A week ago, I went to visit with Pliny the Younger with Alia wrapped up at my hip. We admired the white umbrella flowers, so delicate and perfect, and all of the various pollinators making their dinner and home in the stately plant. After asking permission and receiving approval to do so, I trimmed a few small pieces from each full flower. Having a stash of dried elderflowers in the apothecary already, I only got enough fresh flowers for the project I had in mind. I left the rest to become berries in a month or so and to leave a home for the buzzing mass of bees, flies, and spiders!

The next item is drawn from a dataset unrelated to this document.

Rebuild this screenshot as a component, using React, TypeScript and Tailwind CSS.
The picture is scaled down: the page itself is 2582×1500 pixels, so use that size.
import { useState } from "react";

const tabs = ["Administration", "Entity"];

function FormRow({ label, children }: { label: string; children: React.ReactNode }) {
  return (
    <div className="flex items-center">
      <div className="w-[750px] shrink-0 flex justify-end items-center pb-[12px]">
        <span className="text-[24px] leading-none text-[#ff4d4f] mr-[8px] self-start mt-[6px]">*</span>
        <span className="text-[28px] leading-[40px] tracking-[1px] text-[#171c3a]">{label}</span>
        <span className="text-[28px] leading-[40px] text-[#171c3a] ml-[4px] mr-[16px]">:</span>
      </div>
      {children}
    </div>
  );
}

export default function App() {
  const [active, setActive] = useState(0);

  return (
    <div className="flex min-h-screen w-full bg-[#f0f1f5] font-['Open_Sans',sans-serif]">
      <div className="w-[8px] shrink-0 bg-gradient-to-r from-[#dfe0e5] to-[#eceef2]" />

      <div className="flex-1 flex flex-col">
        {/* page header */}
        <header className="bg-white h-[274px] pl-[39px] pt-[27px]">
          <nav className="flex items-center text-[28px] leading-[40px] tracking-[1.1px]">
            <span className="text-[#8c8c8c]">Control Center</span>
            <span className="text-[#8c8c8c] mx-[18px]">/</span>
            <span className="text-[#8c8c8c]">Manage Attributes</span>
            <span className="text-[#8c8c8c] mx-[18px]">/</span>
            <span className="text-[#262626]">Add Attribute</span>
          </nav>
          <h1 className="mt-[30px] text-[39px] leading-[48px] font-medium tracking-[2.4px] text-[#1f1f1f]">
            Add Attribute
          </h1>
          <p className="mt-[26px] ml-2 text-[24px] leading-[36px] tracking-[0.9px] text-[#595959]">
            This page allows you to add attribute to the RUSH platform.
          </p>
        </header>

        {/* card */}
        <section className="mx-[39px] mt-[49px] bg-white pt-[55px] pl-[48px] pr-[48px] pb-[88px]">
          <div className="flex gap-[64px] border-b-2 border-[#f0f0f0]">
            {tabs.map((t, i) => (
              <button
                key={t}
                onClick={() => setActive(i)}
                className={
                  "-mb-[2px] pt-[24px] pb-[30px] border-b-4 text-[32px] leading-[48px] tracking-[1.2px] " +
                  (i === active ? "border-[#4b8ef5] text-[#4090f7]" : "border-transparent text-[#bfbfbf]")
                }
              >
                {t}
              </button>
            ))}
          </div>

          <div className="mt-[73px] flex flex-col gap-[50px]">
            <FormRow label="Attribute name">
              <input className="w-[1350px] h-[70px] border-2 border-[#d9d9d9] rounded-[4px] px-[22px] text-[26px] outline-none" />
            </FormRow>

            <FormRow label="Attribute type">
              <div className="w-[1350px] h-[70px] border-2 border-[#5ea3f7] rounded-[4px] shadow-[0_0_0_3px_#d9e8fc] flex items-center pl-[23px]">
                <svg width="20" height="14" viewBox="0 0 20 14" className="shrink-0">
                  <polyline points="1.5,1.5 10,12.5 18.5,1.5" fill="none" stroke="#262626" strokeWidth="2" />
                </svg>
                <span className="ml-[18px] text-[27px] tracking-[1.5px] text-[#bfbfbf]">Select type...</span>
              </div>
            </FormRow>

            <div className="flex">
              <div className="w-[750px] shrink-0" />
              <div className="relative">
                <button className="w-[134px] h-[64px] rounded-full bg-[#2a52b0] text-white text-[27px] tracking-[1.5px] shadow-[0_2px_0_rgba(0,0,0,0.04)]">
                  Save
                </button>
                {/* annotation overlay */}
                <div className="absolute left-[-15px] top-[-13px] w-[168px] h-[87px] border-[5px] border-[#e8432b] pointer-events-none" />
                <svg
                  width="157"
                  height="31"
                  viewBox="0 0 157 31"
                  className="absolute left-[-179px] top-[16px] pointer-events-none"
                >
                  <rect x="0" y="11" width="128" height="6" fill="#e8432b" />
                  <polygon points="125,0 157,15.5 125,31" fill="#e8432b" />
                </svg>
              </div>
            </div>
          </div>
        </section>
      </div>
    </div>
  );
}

The special project for the fresh flowers was an elderflower and lemon cordial. I follow quite a few foragers in Europe and the UK and I’ve noticed that elderflower cordial is as ubiquitous over there as lemonade is over here. Also, “cordial” means a non-alcoholic beverage, whereas in the United States it tends to mean a boozy treat. If you want a guide to non-alcoholic cordials, I heartily suggest Lindy Wildsmith’s book Artisan Drinks.
Elderflower & Lemon Cordial
- One lemon
- Fresh elderflowers (about 3-4 cups)
Grab a mason jar and clean it well, and dry it out.

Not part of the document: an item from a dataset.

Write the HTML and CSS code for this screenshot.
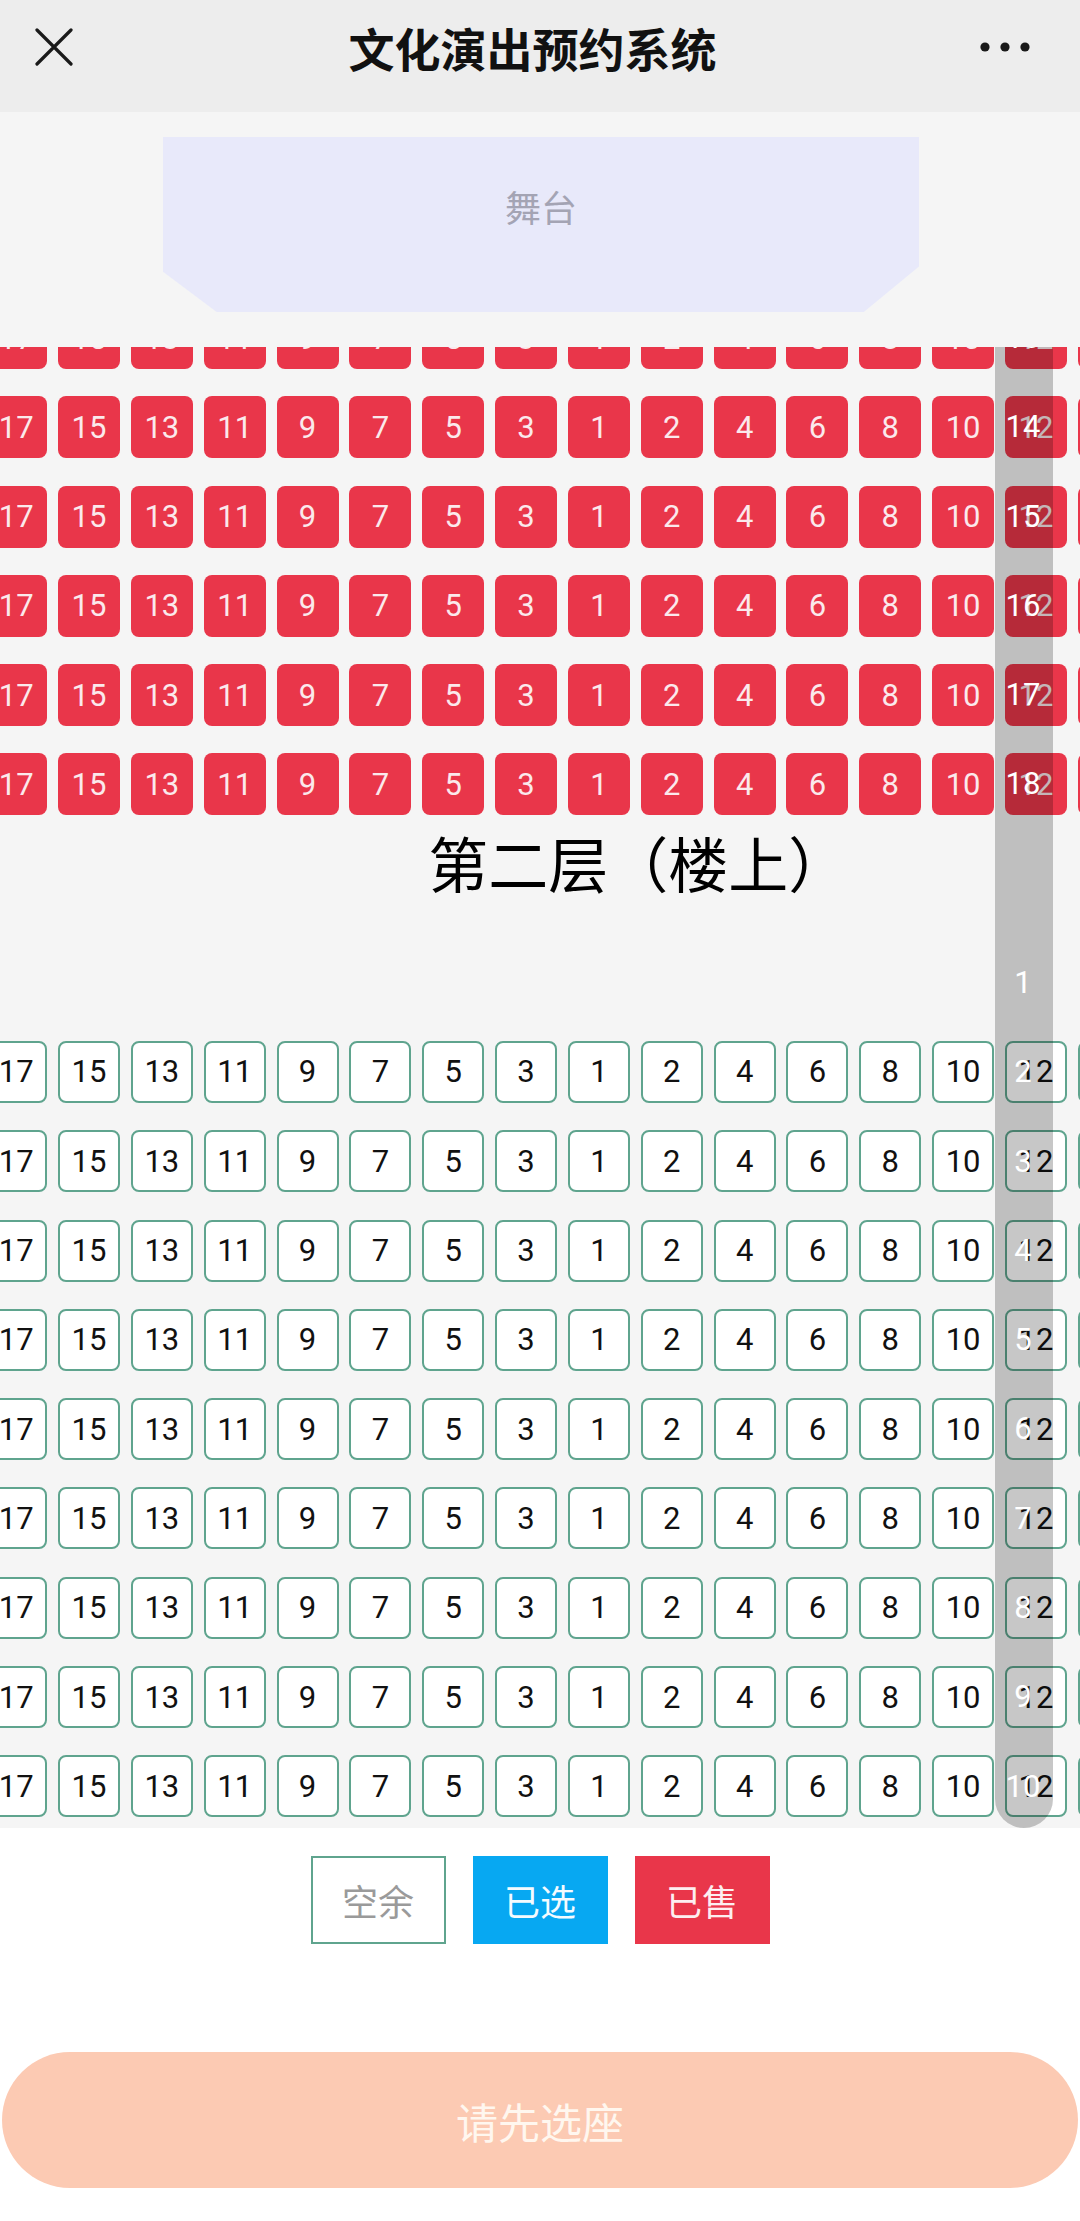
FILE: index.html
```html
<!DOCTYPE html>
<html lang="zh-CN">
<head>
<meta charset="utf-8">
<title>文化演出预约系统</title>
<link rel="stylesheet" href="styles.css">
</head>
<body>
<header class="topbar">
  <div class="topbar-row">
    <div class="topbar-left">
      <svg class="icon-close" viewBox="0 0 38 38" width="38" height="38"><path d="M2 2 L36 36 M36 2 L2 36" stroke="#1a1a1a" stroke-width="3.2" fill="none" stroke-linecap="round"/></svg>
    </div>
    <h1 class="title">文化演出预约系统</h1>
    <div class="topbar-right">
      <svg class="icon-more" viewBox="0 0 50 12" width="50" height="12"><circle cx="5" cy="6" r="4.6" fill="#1a1a1a"/><circle cx="25" cy="6" r="4.6" fill="#1a1a1a"/><circle cx="45" cy="6" r="4.6" fill="#1a1a1a"/></svg>
    </div>
  </div>
</header>

<main class="page">
  <section class="stage-wrap">
    <div class="stage">舞台</div>
  </section>

  <section class="seatmap">
    <div class="seatmap-inner">
      <div class="block">
        <div class="row sold"><span>17</span><span>15</span><span>13</span><span>11</span><span>9</span><span>7</span><span>5</span><span>3</span><span>1</span><span>2</span><span>4</span><span>6</span><span>8</span><span>10</span><span>12</span><span>14</span></div>
        <div class="row sold"><span>17</span><span>15</span><span>13</span><span>11</span><span>9</span><span>7</span><span>5</span><span>3</span><span>1</span><span>2</span><span>4</span><span>6</span><span>8</span><span>10</span><span>12</span><span>14</span></div>
        <div class="row sold"><span>17</span><span>15</span><span>13</span><span>11</span><span>9</span><span>7</span><span>5</span><span>3</span><span>1</span><span>2</span><span>4</span><span>6</span><span>8</span><span>10</span><span>12</span><span>14</span></div>
        <div class="row sold"><span>17</span><span>15</span><span>13</span><span>11</span><span>9</span><span>7</span><span>5</span><span>3</span><span>1</span><span>2</span><span>4</span><span>6</span><span>8</span><span>10</span><span>12</span><span>14</span></div>
        <div class="row sold"><span>17</span><span>15</span><span>13</span><span>11</span><span>9</span><span>7</span><span>5</span><span>3</span><span>1</span><span>2</span><span>4</span><span>6</span><span>8</span><span>10</span><span>12</span><span>14</span></div>
        <div class="row sold"><span>17</span><span>15</span><span>13</span><span>11</span><span>9</span><span>7</span><span>5</span><span>3</span><span>1</span><span>2</span><span>4</span><span>6</span><span>8</span><span>10</span><span>12</span><span>14</span></div>
      </div>

      <h2 class="floor-title">第二层（楼上）</h2>

      <div class="block block-free">
        <div class="row free"><span>17</span><span>15</span><span>13</span><span>11</span><span>9</span><span>7</span><span>5</span><span>3</span><span>1</span><span>2</span><span>4</span><span>6</span><span>8</span><span>10</span><span>12</span><span>14</span></div>
        <div class="row free"><span>17</span><span>15</span><span>13</span><span>11</span><span>9</span><span>7</span><span>5</span><span>3</span><span>1</span><span>2</span><span>4</span><span>6</span><span>8</span><span>10</span><span>12</span><span>14</span></div>
        <div class="row free"><span>17</span><span>15</span><span>13</span><span>11</span><span>9</span><span>7</span><span>5</span><span>3</span><span>1</span><span>2</span><span>4</span><span>6</span><span>8</span><span>10</span><span>12</span><span>14</span></div>
        <div class="row free"><span>17</span><span>15</span><span>13</span><span>11</span><span>9</span><span>7</span><span>5</span><span>3</span><span>1</span><span>2</span><span>4</span><span>6</span><span>8</span><span>10</span><span>12</span><span>14</span></div>
        <div class="row free"><span>17</span><span>15</span><span>13</span><span>11</span><span>9</span><span>7</span><span>5</span><span>3</span><span>1</span><span>2</span><span>4</span><span>6</span><span>8</span><span>10</span><span>12</span><span>14</span></div>
        <div class="row free"><span>17</span><span>15</span><span>13</span><span>11</span><span>9</span><span>7</span><span>5</span><span>3</span><span>1</span><span>2</span><span>4</span><span>6</span><span>8</span><span>10</span><span>12</span><span>14</span></div>
        <div class="row free"><span>17</span><span>15</span><span>13</span><span>11</span><span>9</span><span>7</span><span>5</span><span>3</span><span>1</span><span>2</span><span>4</span><span>6</span><span>8</span><span>10</span><span>12</span><span>14</span></div>
        <div class="row free"><span>17</span><span>15</span><span>13</span><span>11</span><span>9</span><span>7</span><span>5</span><span>3</span><span>1</span><span>2</span><span>4</span><span>6</span><span>8</span><span>10</span><span>12</span><span>14</span></div>
        <div class="row free"><span>17</span><span>15</span><span>13</span><span>11</span><span>9</span><span>7</span><span>5</span><span>3</span><span>1</span><span>2</span><span>4</span><span>6</span><span>8</span><span>10</span><span>12</span><span>14</span></div>
      </div>
    </div>

    <div class="rowbar">
      <div class="rowbar-list">
        <span>13</span><span>14</span><span>15</span><span>16</span><span>17</span><span>18</span>
        <span class="gap-after">1</span>
        <span>2</span><span>3</span><span>4</span><span>5</span><span>6</span><span>7</span><span>8</span><span>9</span><span>10</span>
      </div>
    </div>
  </section>

  <section class="legend">
    <div class="legend-item legend-free">空余</div>
    <div class="legend-item legend-picked">已选</div>
    <div class="legend-item legend-sold">已售</div>
  </section>

  <div class="submit-wrap">
    <button class="submit" type="button">请先选座</button>
  </div>
</main>
</body>
</html>
```
FILE: styles.css
```css
* { box-sizing: border-box; }

html, body {
  margin: 0;
  padding: 0;
  background: #ffffff;
  font-family: "Noto Sans CJK SC", "Noto Sans", sans-serif;
  width: 1080px;
}

.topbar {
  height: 112px;
  background: #ededed;
}

.topbar-row {
  height: 94px;
  display: grid;
  grid-template-columns: 1fr auto 1fr;
  align-items: center;
  padding: 0 50px 0 35px;
}

.topbar-left { display: flex; justify-content: flex-start; }
.topbar-right { display: flex; justify-content: flex-end; }

.icon-close { display: block; }
.icon-more { display: block; }

.title {
  margin: 0;
  font-size: 46px;
  font-weight: 700;
  color: #111;
  line-height: 1;
  text-align: center;
}

.page {
  background: #ffffff;
}

.stage-wrap {
  background: #f5f5f5;
  padding: 25px 0 35px 163px;
}

.stage {
  width: 756px;
  height: 175px;
  background: #e8e9fa;
  clip-path: polygon(0 0, 100% 0, 100% 74%, 92.7% 100%, 7.1% 100%, 0 77%);
  color: #a4a4b4;
  font-size: 36px;
  text-align: center;
  padding-top: 44px;
  line-height: 50px;
}

.seatmap {
  position: relative;
  height: 1481px;
  overflow: hidden;
  background: #f5f5f5;
}

.seatmap-inner {
  margin-top: -40px;
  margin-left: -14.85px;
  width: 1200px;
}

.block {
  display: flex;
  flex-direction: column;
  gap: 27.3px;
}

.row {
  display: flex;
  gap: 10.85px;
}

.row span {
  flex: 0 0 62px;
  width: 62px;
  height: 62px;
  border-radius: 8px;
  display: flex;
  align-items: center;
  justify-content: center;
  font-family: Roboto, "Noto Sans", sans-serif;
  font-size: 31px;
}

.row.sold span {
  background: #e9364a;
  color: #fbe9ec;
}

.row.free span {
  background: #ffffff;
  border: 2px solid #5fa48e;
  color: #111;
}

.floor-title {
  margin: 14px 0 0 0;
  height: 65px;
  line-height: 65px;
  font-size: 60px;
  font-weight: 400;
  color: #000;
  padding-left: 443px;
  white-space: nowrap;
}

.block-free {
  margin-top: 146.5px;
}

.rowbar {
  position: absolute;
  top: 0;
  bottom: 0;
  right: 27px;
  width: 58px;
  background: rgba(0, 0, 0, 0.22);
  border-radius: 0 0 29px 29px;
  overflow: hidden;
}

.rowbar-list {
  margin-top: -40px;
  display: flex;
  flex-direction: column;
  gap: 27.3px;
}

.rowbar-list span {
  height: 62px;
  line-height: 62px;
  text-align: center;
  color: #ffffff;
  font-family: Roboto, "Noto Sans", sans-serif;
  font-size: 31px;
  padding-right: 2px;
}

.rowbar-list .gap-after {
  margin-top: 109.2px;
}

.legend {
  display: flex;
  justify-content: center;
  gap: 27px;
  padding-top: 28px;
  height: 224px;
}

.legend-item {
  width: 135px;
  height: 88px;
  display: flex;
  align-items: center;
  justify-content: center;
  font-size: 36px;
}

.legend-free {
  border: 2px solid #5fa48e;
  color: #9a9a9a;
  background: #fff;
}

.legend-picked {
  background: #07a8f2;
  color: #f4fbff;
}

.legend-sold {
  background: #e9364a;
  color: #fdeef0;
}

.submit-wrap {
  padding: 0 2px;
}

.submit {
  display: block;
  width: 100%;
  height: 136px;
  border: none;
  border-radius: 68px;
  background: #fccab3;
  color: #fff7ef;
  font-family: "Noto Sans CJK SC", "Noto Sans", sans-serif;
  font-size: 42px;
  padding: 0;
}
```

Cut the lemon into rounds, and put one in the bottom of the jar. Sprinkle a tablespoon of sugar over the lemon wheel and add in a small handful of elderflowers. Cover those with another lemon wheel and repeat the process until the jar is full.

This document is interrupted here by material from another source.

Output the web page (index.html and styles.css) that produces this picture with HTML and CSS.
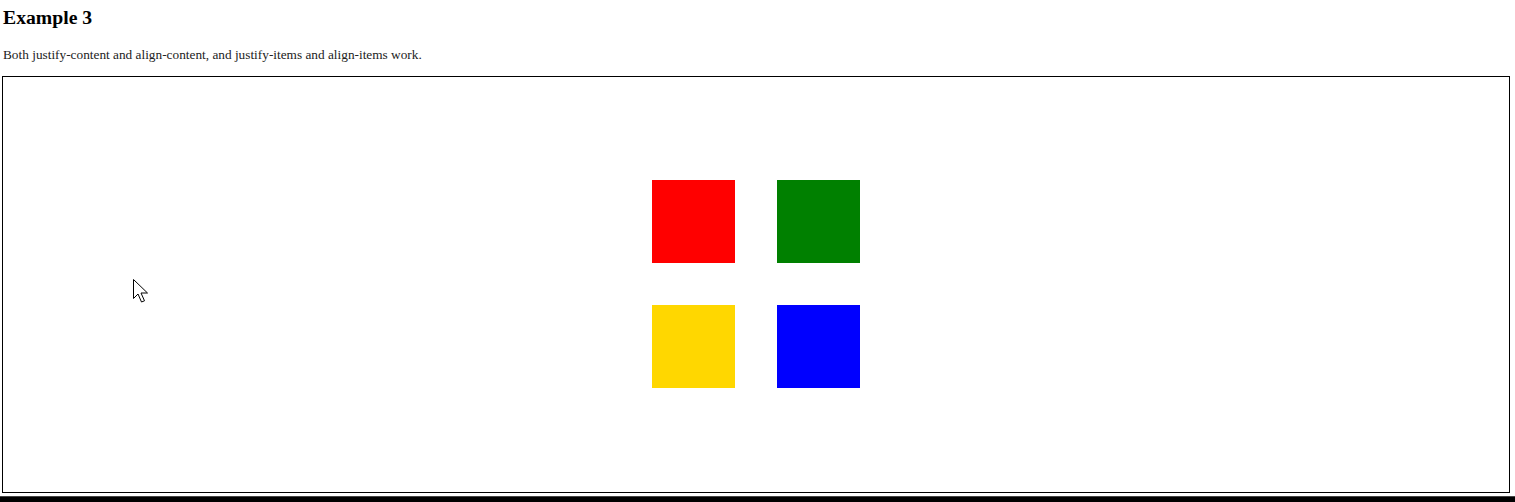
FILE: index.html
```html
<!DOCTYPE html>
<html>
<head>
<meta charset="utf-8">
<title>Example 3</title>
<link rel="stylesheet" href="styles.css">
</head>
<body>
<h3 class="title">Example 3</h3>
<p class="desc">Both justify-content and align-content, and justify-items and align-items work.</p>
<div class="grid">
  <div class="cell red"></div>
  <div class="cell green"></div>
  <div class="cell yellow"></div>
  <div class="cell blue"></div>
</div>
<div class="next"></div>
<svg class="cursor" width="16" height="25" viewBox="0 0 16 25">
  <path d="M0.5 0.5 L0.5 19.5 L5 15 L8.5 23 L11.5 21.8 L8 14 L14.5 14 Z" fill="#fff" stroke="#000" stroke-width="1" stroke-linejoin="miter"/>
</svg>
</body>
</html>
```

FILE: styles.css
```css
html, body {
  margin: 0;
  padding: 0;
  background: #fff;
  overflow: hidden;
}
body {
  padding: 0 5px 0 2px;
  font-family: "Liberation Serif", "Times New Roman", serif;
  color: #000;
}
.title {
  margin: 7px 0 0 1px;
  font-size: 19.7px;
  font-weight: bold;
  line-height: 21.6px;
}
.desc {
  margin: 19px 0 0 1px;
  font-size: 13.3px;
  line-height: 14.4px;
  color: #222;
}
.grid {
  margin-top: 14px;
  height: 414px;
  padding-bottom: 1px;
  border: 1px solid #000;
  display: grid;
  grid-template-columns: repeat(2, 83px);
  grid-template-rows: repeat(2, 83px);
  gap: 42px;
  justify-content: center;
  align-content: center;
}
.cell { width: 83px; height: 83px; }
.red { background: #ff0000; }
.green { background: #008000; }
.yellow { background: #ffd700; }
.blue { background: #0000ff; }
.next {
  margin: 3px -5px 0 -2px;
  height: 10px;
  border-top: 1px solid #444;
  background: #000;
}
.cursor {
  position: absolute;
  left: 133px;
  top: 279px;
}
```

Let it sit for about ten minutes to let the sugar pull some of the juice from the lemons. Pour the vodka into the jar until it is full. Put on a lid and label and date your jar. Stash it away for 4-6 weeks.
Give the jar a few good shakes and strain it into a clean jar. Taste and enjoy!
Tip: A delicious variation would be to use grapefruit instead of lemon and gin instead of vodka.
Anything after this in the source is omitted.